A Process of Development 

But the wine of the young German revolution has now gone into your heads, and the heads of all our adherents. You thought in December that you could in a short time overthrow all obstacles. For this reason you were in favour of boycott. Liebknecht, Luxemburg and Levi reckoned with the probability or at least with the possibility of a slower development, and therefore advocated participation in the national election. They wanted to make use of the tribune of the National Assembly in the interests of our agitation. When I came to Berlin, before the Party Congress, I was in perfect accord with them. Only after I became acquainted with the prevalent temper, in the organisations I realised that, in spite of their being in the right, they would not be able to obtain the upper hand. The party was only just being born, and its members having come together for the first time felt the need of drawing a sharp line of demarcation between themselves and the rest of the world. They carried the day. The leaders of the Communist party had known that they would not win, and understood very well the revolutionary reason in favour of the boycott; yet they stood up one after the other publicly in favour of participation in the elections.

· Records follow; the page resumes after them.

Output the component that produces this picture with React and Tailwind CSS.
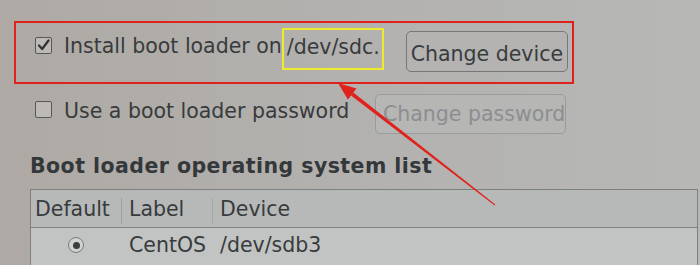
import React from "react";

function CheckBox({ checked }) {
  return (
    <span className="flex h-[17px] w-[17px] shrink-0 items-center justify-center rounded-[2px] border-[1.5px] border-[#55575a] bg-[#bdbab6]">
      {checked && (
        <svg width="13" height="13" viewBox="0 0 13 13">
          <path d="M2 6.5 L5.2 10 L11.5 1.5" fill="none" stroke="#2f3234" strokeWidth="2.2" strokeLinecap="round" strokeLinejoin="round" />
        </svg>
      )}
    </span>
  );
}

function Arrow() {
  return (
    <svg className="pointer-events-none absolute left-0 top-0" width="700" height="265" viewBox="0 0 700 265">
      <polygon points="351,95.4 353.3,92.6 495.3,204.6 494.7,205.4" fill="#e0221c" />
      <polygon points="338,83 347.9,99.5 356.5,88.5" fill="#e0221c" />
    </svg>
  );
}

export default function App() {
  return (
    <div className="relative h-[265px] w-[700px] overflow-hidden bg-[linear-gradient(90deg,#aea9a4,#b3b2b0_55%,#b7b7b6)] font-['DejaVu_Sans',sans-serif] text-[20.5px] leading-[24px] text-[#383b3d]">
      {/* highlighted row */}
      <div className="ml-[14px] mt-[21px] flex h-[63px] w-[560px] items-start border-2 border-[#e0221c] pl-[19px]">
        <span className="mt-[14px]">
          <CheckBox checked />
        </span>
        <span className="ml-[12px] mt-[11px] whitespace-nowrap">Install boot loader on</span>
        <span className="mt-[5px] whitespace-nowrap border-2 border-[#eeea2c] pb-[9px] pl-[3px] pr-[2px] pt-[5px]">/dev/sdc.</span>
        <button
          type="button"
          className="ml-[22px] mt-[8px] h-[41px] w-[162px] whitespace-nowrap rounded-[5px] border border-[#75777a] bg-[#b4b3b1] pt-[5px] text-[#393c3e]"
        >
          Change device
        </button>
      </div>

      <div className="ml-[35px] mt-[10px] flex items-start">
        <span className="mt-[7px]">
          <CheckBox />
        </span>
        <span className="ml-[12px] mt-[5px] w-[311px] whitespace-nowrap">Use a boot loader password</span>
        <button
          type="button"
          className="flex h-[40px] w-[191px] items-start overflow-visible whitespace-nowrap rounded-[5px] border border-[#9a9b9c] bg-[#b6b6b5] pl-[7px] pt-[7px] text-[#8c8e8f]"
        >
          Change password
        </button>
      </div>

      <h2 className="ml-[30px] mt-[20px] whitespace-nowrap font-bold tracking-[0.45px] text-[#34383b]">Boot loader operating system list</h2>

      <div className="ml-[30px] mt-[11px] w-[668px] border border-[#7e8080]">
        <div className="flex h-[38px] items-start border-b border-[#7e8080] bg-[#b7b9b9] pt-[7px]">
          <span className="w-[90px] pl-[4px]">Default</span>
          <span className="mt-[1px] h-[26px] w-px bg-[#9ea0a0]" />
          <span className="w-[90px] pl-[7px]">Label</span>
          <span className="mt-[1px] h-[26px] w-px bg-[#a6a8a8]" />
          <span className="pl-[7px]">Device</span>
        </div>
        <div className="flex h-[40px] items-start bg-[#c2c4c4] pt-[5px]">
          <span className="flex w-[90px] justify-center pt-[4px]">
            <span className="flex h-[16px] w-[16px] items-center justify-center rounded-full border border-[#7a7c7c] bg-[#cfd0d0]">
              <span className="h-[7px] w-[7px] rounded-full bg-[#3a3c3e]" />
            </span>
          </span>
          <span className="w-[91px] pl-[8px]">CentOS</span>
          <span className="pl-[8px]">/dev/sdb3</span>
        </div>
      </div>

      <Arrow />
    </div>
  );
}
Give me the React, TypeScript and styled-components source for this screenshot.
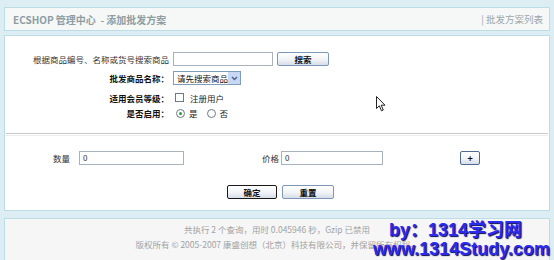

Why did they do so? Because they said to themselves: should the development not proceed at a very quick pace, should it not sweep aside the National Assembly, it would perhaps he found necessary to take part in the municipal elections, or in the elections of the Assemblies of the Federal States, or for the next Reichstag. At this moment when I am penning the letter we do not, of course, know yet how rapidly the revolution will develop. As I often wrote in the Russian press, and as I pointed out to you in my letter, I am convinced that in western Europe, owing to the strength of the organisation of the bourgeoisie, and the absence of the revolutionary ally of the proletariat such as the peasantry was in Russia, the development of the revolution will proceed slowly. In these circumstances it would be perfect nonsense to throw away the possibility of using even the slightest instrument for purposes of Communist organisation and agitation.